When it comes to art, Wiggins is a fan of the folk genre. “I’ve been lucky to work with people who have incredible, sophisticated collections, and I love being a part of the curation process and deciding how a collection is going to be displayed,” the designer told Introspective. “I always bring a lot of folk art into it.”


Jett Projects curvy Prospect Heights living room
Photo by Christian Harder

Two men who were preparing to move in together as a couple asked Darren Jett to help them build a bold nest in Prospect Heights.
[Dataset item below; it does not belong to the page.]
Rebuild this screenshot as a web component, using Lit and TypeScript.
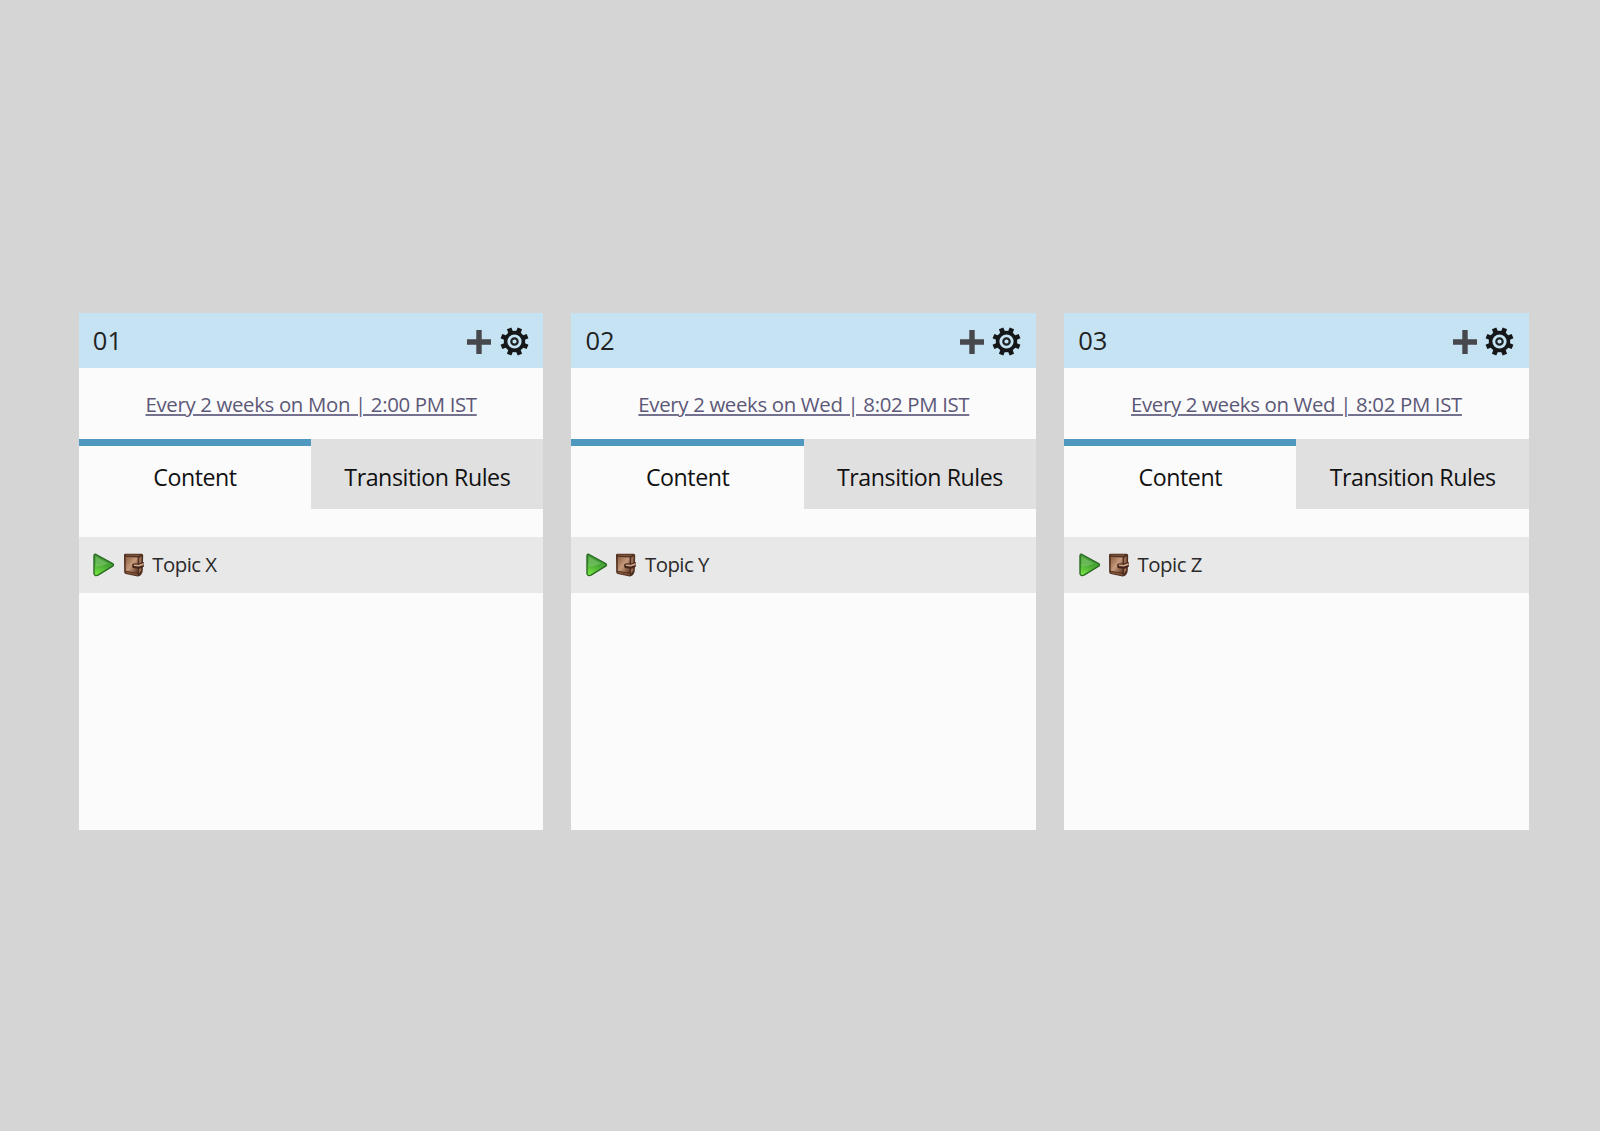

“We moved walls, we reoriented the kitchen, we made the bathroom bigger, we repositioned doorways,” Jett recalled in an Introspective interview. “But we kept the two main rooms — the living room and the bedroom — intact, because the old wooden moldings were so beautiful and we didn’t want to lose that.”

Throughout the living room, swooping curves provide a sense of drama. They are most evident in what Jett described as the “very biomorphic” custom sofa and the rattan “pretzel chair.” Look closer and you’ll also see rounded edges in the vintage Italian nesting tables, the Chinese Art Deco rug, the Simone Bodmer-Turner vase and the nude figures of the Georges Braque painting on the wall.

The apartment may be small, but it packs a serious punch. “Moving through the spaces becomes very cinematic,” Jett said. “It’s not a feature-length movie. It may be a short, but it still has a beginning, a middle and an end.”